The Sunni protests sweeping Iraq show no sign of stopping.
For three weeks, tens of thousands of people have taken to the streets in prominently Sunni provinces to shout against the government led by Shi'ite Prime Minister Nuri al-Maliki.
In Mosul, police have fired warning shots over protesters' heads. In Anbar Province, protesters have blocked the main highway linking Iraq to Jordan for days, causing Baghdad to shut the border crossing to Jordan indefinitely out of security concerns.
The protests are the largest wave of Sunni unrest since U.S. troops withdrew a year ago and pose a major challenge for Maliki. But the demonstrators' spiraling list of demands has left the government uncertain how to contain the crisis.

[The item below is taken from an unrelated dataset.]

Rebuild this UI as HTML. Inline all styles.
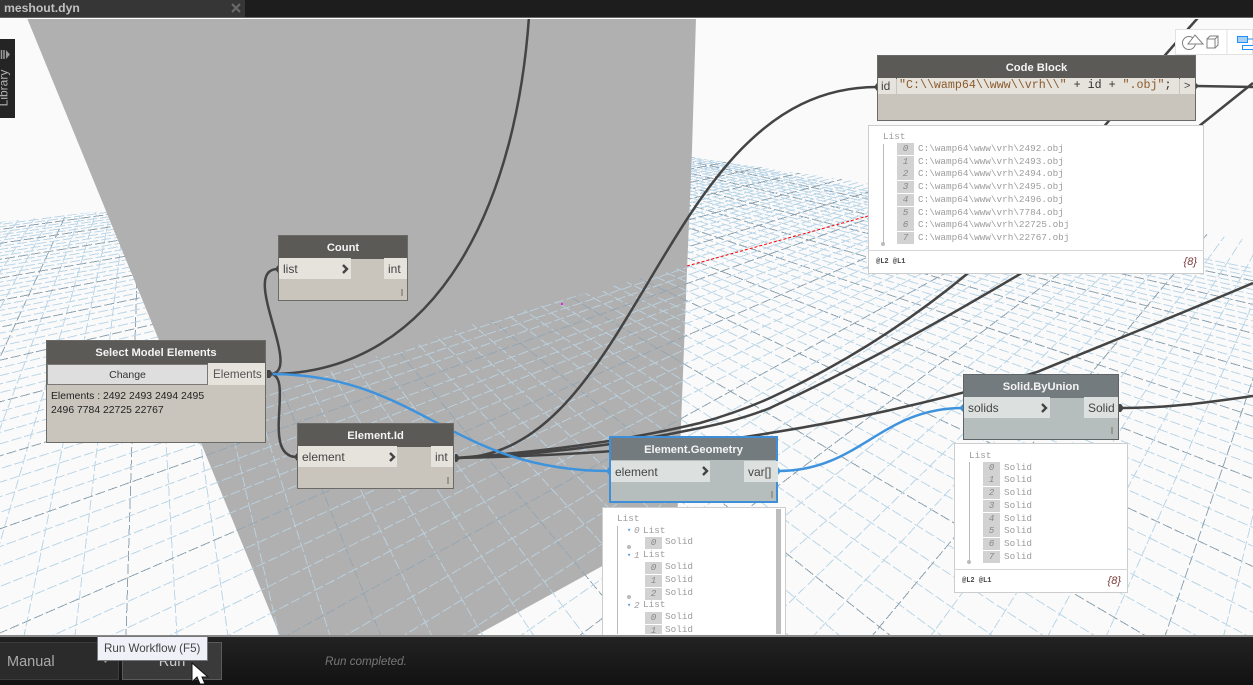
<!DOCTYPE html>
<html><head><meta charset="utf-8"><style>
html,body{margin:0;padding:0;background:#fafafa;width:1253px;height:685px;overflow:hidden}
#r{position:relative;width:1253px;height:685px;overflow:hidden;background:#fafafa;font-family:"Liberation Sans",sans-serif}
#r div,#r span.a{position:absolute;white-space:nowrap;box-sizing:border-box}
svg{position:absolute;left:0;top:0}
.n{background:#c9c5bd;border:1px solid #6c6a66}
.h{left:0;right:0;top:0;height:23px;background:#5c5a56;color:#f4f4f4;font-weight:bold;font-size:11.2px;line-height:25px;text-align:center}
.p{background:#e6e3dd;color:#444;font-size:12px;line-height:22px;height:21px;padding-left:4px}
.g{background:#b5bdbd;border-color:#5f6466}.g .h{background:#747b7f}.g .p{background:#dce1df}
.m{width:2px;height:7px;background:#99968f}
.l{background:#fff;border:2px solid #fff;outline:1px solid #cdcdcd;outline-offset:-1px;font-family:"Liberation Mono",monospace;font-size:9.35px;color:#9c9c9c;line-height:12px}
.b{width:17px;height:12px;background:#d2d2d2;color:#888;font-style:italic;text-align:center}
.f{font-size:7px;color:#444;font-weight:bold}
.t{font-size:11px;font-style:italic;color:#7b3b3b;font-family:"Liberation Sans",sans-serif}
.tri{color:#5a9bd5;font-size:7px}
.dot{width:4px;height:4px;border-radius:2px;background:#bbb}
</style></head><body><div id="r">
<svg width="1253" height="685" viewBox="0 0 1253 685">
<defs>
<clipPath id="c1"><polygon points="0,222 105,211 616,142 690,157 867,183 1253,241 1253,636 0,636"/></clipPath>
<clipPath id="c2"><polygon points="190,418 470,325 690,265 677,525 475,636 280,636"/></clipPath>
</defs>
<g id="g1" clip-path="url(#c1)" shape-rendering="crispEdges" fill="none"></g>
<polygon points="27,18 696,18 692,150 687,270 681,425 677,525 475,636 280,636" fill="#b0b0b0"/>
<g id="g2" clip-path="url(#c2)" shape-rendering="crispEdges" fill="none" opacity=".8"></g>
<path d="M687,266 L868,216" stroke="#f00" stroke-width="1" stroke-dasharray="3 2" fill="none"/>
<rect x="561" y="303" width="2" height="2" fill="#e020e0"/>
<g fill="none" stroke="#444" stroke-width="2.5">
<path d="M270,374 C440,374 520,200 530,0"/>
<path d="M270,374 C305,374 238,269 278,269"/>
<path d="M270,374 C295,374 260,457 297,457"/>
<path d="M455,458 C640,458 660,87 877,87"/>
<path d="M455,458 C540,452 620,442 700,423 C725,416 750,407 770,398 C837,367 903,327 967,274 C1040,210 1110,115 1205,10"/>
<path d="M455,458 C540,455 620,445 700,428 C725,423 750,416 770,408 C837,377 903,343 1020,274 C1090,230 1150,165 1203,123 L1253,83"/>
<path d="M455,458 C600,455 700,445 770,433 C870,417 960,395 1037,372 C1110,342 1190,310 1253,283"/>
<path d="M1196,86 L1253,87"/>
<path d="M1120,408 C1170,408 1210,402 1253,396"/>
</g>
<g fill="none" stroke="#3f93dd" stroke-width="2.5">
<path d="M270,374 C420,374 450,471 610,471"/>
<path d="M778,471 C860,471 880,408 963,408"/>
</g>
</svg>

<!-- top bar -->
<div style="left:0;top:0;width:1253px;height:17px;background:#1d1d1d"></div>
<div style="left:0;top:17px;width:1253px;height:1px;background:#666"></div>
<div style="left:0;top:18px;width:1253px;height:1px;background:#fff"></div>
<div style="left:0;top:0;width:245px;height:17px;background:#363636;color:#c0c0c0;font-weight:bold;font-size:12.2px;line-height:16px;padding-left:4px">meshout.dyn</div>
<svg width="1253" height="20"><path d="M232,4 L240,12 M240,4 L232,12" stroke="#6a6a6a" stroke-width="2"/></svg>

<!-- library -->
<div style="left:0;top:39px;width:15px;height:79px;background:#242424;overflow:hidden">
<div style="left:-24px;top:42px;width:55px;text-align:center;color:#b5b5b5;font-size:12px;line-height:14px;transform:rotate(-90deg)">Library</div>
</div>
<svg width="20" height="70"><path d="M1.5,50 V59 M4,50 V59" stroke="#999" stroke-width="1.5"/><path d="M6,50 L10,54.5 L6,59Z" fill="#999"/></svg>

<!-- view buttons -->
<div style="left:1175px;top:29px;width:78px;height:26px;background:#fff;border:1px solid #e2e2e2"></div>
<svg width="1253" height="60">
<g fill="none" stroke="#808080" stroke-width="1"><circle cx="1189" cy="43" r="6.5"/><path d="M1195,35 L1203,44 L1188,44Z" fill="#fff"/><path d="M1207,39 H1215 V48 H1207Z M1207,39 L1210,36 H1218 V45 L1215,48 M1215,39 L1218,36"/></g>
<path d="M1227,30 V54" stroke="#e2e2e2"/>
<rect x="1237.5" y="36.5" width="10" height="6" fill="#a8d0f0" stroke="#1e90ff"/>
<rect x="1242.5" y="45.5" width="11" height="4" fill="#fff" stroke="#1e90ff"/>
<path d="M1247,39 H1253" stroke="#1e90ff"/>
</svg>

<!-- Count -->
<div class="n" style="left:278px;top:235px;width:130px;height:66px"><div class="h">Count</div>
<div class="p" style="left:0;top:22px;width:72px">list</div><div class="p" style="left:105px;top:22px;width:23px">int</div>
<div class="m" style="left:122px;top:53px"></div></div>
<!-- Select -->
<div class="n" style="left:46px;top:340px;width:220px;height:103px"><div class="h">Select Model Elements</div>
<div style="left:0;top:23px;width:161px;height:21px;background:#dedede;border:1px solid #7c7a76;color:#333;font-size:10.5px;line-height:20px;text-align:center;">Change</div>
<div class="p" style="left:161px;top:22px;width:57px;height:22px;line-height:23px;padding-left:5px;color:#555;font-size:11.7px">Elements</div>
<div style="left:4px;top:49px;font-size:10.4px;line-height:14px;color:#222">Elements : 2492 2493 2494 2495<br>2496 7784 22725 22767</div></div>
<!-- Element.Id -->
<div class="n" style="left:297px;top:423px;width:157px;height:66px"><div class="h">Element.Id</div>
<div class="p" style="left:0;top:22px;width:99px">element</div><div class="p" style="left:133px;top:22px;width:22px">int</div>
<div class="m" style="left:149px;top:53px"></div></div>
<!-- Element.Geometry -->
<div class="n g" style="left:609px;top:436px;width:169px;height:67px;border:2px solid #3f8fd8"><div class="h" style="height:22px;line-height:24px">Element.Geometry</div>
<div class="p" style="left:0;top:23px;width:99px">element</div><div class="p" style="left:133px;top:23px;width:34px">var[]</div>
<div class="m" style="left:160px;top:53px"></div></div>
<!-- Solid.ByUnion -->
<div class="n g" style="left:963px;top:374px;width:156px;height:66px"><div class="h">Solid.ByUnion</div>
<div class="p" style="left:0;top:22px;width:86px">solids</div><div class="p" style="left:120px;top:22px;width:34px">Solid</div>
<div class="m" style="left:147px;top:52px"></div></div>
<!-- Code Block -->
<div class="n" style="left:877px;top:55px;width:319px;height:66px"><div class="h">Code Block</div>
<div class="p" style="left:0;top:22px;width:18px;height:16px;line-height:17px;padding-left:3px;">id</div>
<div class="p" style="left:19px;top:22px;width:282px;height:16px;line-height:16px;padding-left:2px;font-family:'Liberation Mono',monospace;font-size:11.65px;color:#8a5a2b">"C:\\wamp64\\www\\vrh\\" <span style="color:#333">+ id +</span> ".obj"<span style="color:#333">;</span></div>
<div class="p" style="left:302px;top:22px;width:15px;height:16px;line-height:16px;padding-left:4px;font-size:11px">&gt;</div></div>

<!-- chevrons & port dots -->
<svg width="1253" height="685">
<g fill="none" stroke="#444" stroke-width="2.4">
<path d="M343,265 L347,269 L343,273"/><path d="M390,453 L394,457 L390,461"/><path d="M703,467 L707,471 L703,475"/><path d="M1042,404 L1046,408 L1042,412"/>
</g>
<g fill="#444"><path d="M267,370 h3 l3,4 l-3,4 h-3z"/><path d="M455,454 h2 l3,4 l-3,4 h-2z"/><path d="M1196,83 l3,3 l-3,3z"/><path d="M1119,404 h2 l3,4 l-3,4 h-2z"/><path d="M877,83 l-3,4 l3,4z"/><path d="M278,265 l-3,4 l3,4z"/><path d="M297,453 l-3,4 l3,4z"/></g>
<g fill="#3f93dd"><path d="M609,467 l-3,4 l3,4z"/><path d="M778,467 l3,4 l-3,4z"/><path d="M963,404 l-4,4 l4,4z"/></g>
</svg>

<!-- Code list -->
<div class="l" style="left:868px;top:125px;width:336px;height:149px">
<div style="left:13px;top:4px">List</div>
<div style="left:13px;top:17px;width:1px;height:100px;background:#bbb"></div>
<div class="dot" style="left:11px;top:115px"></div>
<div class="b" style="left:27px;top:16px">0</div><div style="left:48px;top:16px">C:\wamp64\www\vrh\2492.obj</div>
<div class="b" style="left:27px;top:29px">1</div><div style="left:48px;top:29px">C:\wamp64\www\vrh\2493.obj</div>
<div class="b" style="left:27px;top:41px">2</div><div style="left:48px;top:41px">C:\wamp64\www\vrh\2494.obj</div>
<div class="b" style="left:27px;top:54px">3</div><div style="left:48px;top:54px">C:\wamp64\www\vrh\2495.obj</div>
<div class="b" style="left:27px;top:67px">4</div><div style="left:48px;top:67px">C:\wamp64\www\vrh\2496.obj</div>
<div class="b" style="left:27px;top:80px">5</div><div style="left:48px;top:80px">C:\wamp64\www\vrh\7784.obj</div>
<div class="b" style="left:27px;top:92px">6</div><div style="left:48px;top:92px">C:\wamp64\www\vrh\22725.obj</div>
<div class="b" style="left:27px;top:105px">7</div><div style="left:48px;top:105px">C:\wamp64\www\vrh\22767.obj</div>
<div style="left:-2px;right:-2px;top:123px;height:1px;background:#d5d5d5"></div>
<div class="f" style="left:6px;top:129px">@L2 @L1</div><div class="t" style="right:5px;top:129px">{8}</div>
</div>

<!-- Solid list -->
<div class="l" style="left:954px;top:443px;width:174px;height:150px">
<div style="left:13px;top:5px">List</div>
<div style="left:13px;top:17px;width:1px;height:100px;background:#bbb"></div>
<div class="dot" style="left:11px;top:115px"></div>
<div class="b" style="left:27px;top:17px">0</div><div style="left:48px;top:17px">Solid</div>
<div class="b" style="left:27px;top:29px">1</div><div style="left:48px;top:29px">Solid</div>
<div class="b" style="left:27px;top:42px">2</div><div style="left:48px;top:42px">Solid</div>
<div class="b" style="left:27px;top:55px">3</div><div style="left:48px;top:55px">Solid</div>
<div class="b" style="left:27px;top:68px">4</div><div style="left:48px;top:68px">Solid</div>
<div class="b" style="left:27px;top:80px">5</div><div style="left:48px;top:80px">Solid</div>
<div class="b" style="left:27px;top:93px">6</div><div style="left:48px;top:93px">Solid</div>
<div class="b" style="left:27px;top:106px">7</div><div style="left:48px;top:106px">Solid</div>
<div style="left:-2px;right:-2px;top:124px;height:1px;background:#d5d5d5"></div>
<div class="f" style="left:6px;top:130px">@L2 @L1</div><div class="t" style="right:5px;top:130px">{8}</div>
</div>

<!-- Geometry list -->
<div class="l" style="left:602px;top:507px;width:184px;height:129px;overflow:hidden">
<div style="left:13px;top:4px">List</div>
<div style="left:13px;top:17px;width:1px;height:110px;background:#bbb"></div>
<div style="left:172px;top:0;width:5px;height:127px;background:#bdbdbd"></div>
<div class="tri" style="left:23px;top:16px">&#9662;</div>
<div style="left:30px;top:16px;font-style:italic">0</div><div style="left:39px;top:16px">List</div>
<div class="b" style="left:41px;top:28px">0</div><div style="left:61px;top:27px">Solid</div>
<div class="dot" style="left:23px;top:36px"></div>
<div class="tri" style="left:23px;top:41px">&#9662;</div>
<div style="left:30px;top:41px;font-style:italic">1</div><div style="left:39px;top:40px">List</div>
<div class="b" style="left:41px;top:53px">0</div><div style="left:61px;top:52px">Solid</div>
<div class="b" style="left:41px;top:66px">1</div><div style="left:61px;top:65px">Solid</div>
<div class="b" style="left:41px;top:79px">2</div><div style="left:61px;top:78px">Solid</div>
<div class="dot" style="left:23px;top:86px"></div>
<div class="tri" style="left:23px;top:91px">&#9662;</div>
<div style="left:30px;top:91px;font-style:italic">2</div><div style="left:39px;top:90px">List</div>
<div class="b" style="left:41px;top:103px">0</div><div style="left:61px;top:102px">Solid</div>
<div class="b" style="left:41px;top:116px;height:9px">1</div><div style="left:61px;top:115px;height:10px;overflow:hidden">Solid</div>
</div>

<!-- bottom bar -->
<div style="left:0;top:635px;width:1253px;height:2px;background:#8a8a8a"></div>
<div style="left:0;top:637px;width:1253px;height:48px;background:linear-gradient(#222,#121212)"></div>
<div style="left:-1px;top:642px;width:120px;height:38px;background:#2b2b2b;border:1px solid #3c3c3c;color:#aaa;font-size:14.5px;line-height:38px;padding-left:7px">Manual</div>
<svg width="1253" height="685"><path d="M103,660 h5 l-2.5,3z" fill="#999"/></svg>
<div style="left:122px;top:642px;width:100px;height:38px;background:#3a3a3a;border:1px solid #5a5a5a;color:#ccc;font-size:14.5px;line-height:38px;text-align:center">Run</div>
<div style="left:325px;top:655px;font-size:11.7px;font-style:italic;color:#777">Run completed.</div>
<div style="left:97px;top:636px;width:111px;height:25px;background:#f0f0f8;border:1px solid #777;color:#444;font-size:11.6px;line-height:24px;padding-left:6px">Run Workflow (F5)</div>
<svg width="1253" height="685"><path d="M192,663 V682 L197,677 L200,684 H205 L202,677 L208,677Z" fill="#fff" stroke="#111" stroke-width="1"/></svg>
</div>
<script>
(function(){
var NS="http://www.w3.org/2000/svg",A=[144,46],B=[1369,40];
function add(g,x,vp,dark,dash){
 var ext=1.005,y0=636,x1=vp[0]+(x-vp[0])*ext,y1=vp[1]+(y0-vp[1])*ext;
 var l=document.createElementNS(NS,"line");
 l.setAttribute("x1",x1);l.setAttribute("y1",y1);l.setAttribute("x2",vp[0]);l.setAttribute("y2",vp[1]);
 l.setAttribute("stroke",dark?"#8fa4b3":"#bcd7e8");l.setAttribute("stroke-width","1");
 l.setAttribute("stroke-dasharray",dash);g.appendChild(l);
}
["g1","g2"].forEach(function(id){
 var g=document.getElementById(id);
 for(var k=-30;k<=58;k++){add(g,126+51*k,A,((k%5)+5)%5==0,"10 3");}
 for(var j=-54;j<=26;j++){add(g,-7+58.6*j,B,((j%5)+5)%5==0,"10 3");}
});
})();
</script>
</body></html>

The protests began in late December when police arrested the bodyguards of a leading Sunni politician, Finance Minister Rafia al-Issawi, on terrorism charges. Sunnis saw the arrests as part of a pattern of harassment against members of the religious minority and took to the streets to demand the 10 bodyguards be released.
That demand quickly grew to include an end to all arrests under Iraq's terrorism law and the freeing of all detained under it. The law, passed in 2005, allows the detention of people on suspicion of terrorism without requiring courts to reveal who makes the accusations. Sunnis say it is regularly used against them.
One protester in Anbar Province, who did not provide his name, told RFE/RL's Radio Free Iraq, "The people have no choice but to demonstrate and protest against the unfair and sectarian application of the law against terrorism."
Baghdad released 178 prisoners jailed under the law on January 14, bringing the total number freed in the last week to 335. Many were released after a government review found that their jail terms had expired or insufficient evidence had been found to prosecute them.
Sunni Anger Explodes
But the demands do not stop there. They also include an end to Iraq's de-Ba'athification program, which excludes former high members of toppled Iraqi President Saddam Hussein's party from public life. And protesters have various other grievances over poor government services and corruption.
Basim al-Shaikh, an editor with the national Iraqi newspaper "Al-Dustur," says the protests are driven by anger over what many Sunnis see as second-class status in Iraq, despite the fact that Sunni parties participate in Maliki's ruling coalition and hold several important posts.
He says the anger is directed at established Sunni politicians as well as the government in general, because they are perceived to be out of touch with the people.
"These demonstrations pull the rug out from under the feet of the politicians because they charge the politicians with failing to respond to the social and economic demands of the people," Shaikh says. "The protesters say they are expressing the real voice of the people and that has the potential to rearrange the political map in the country."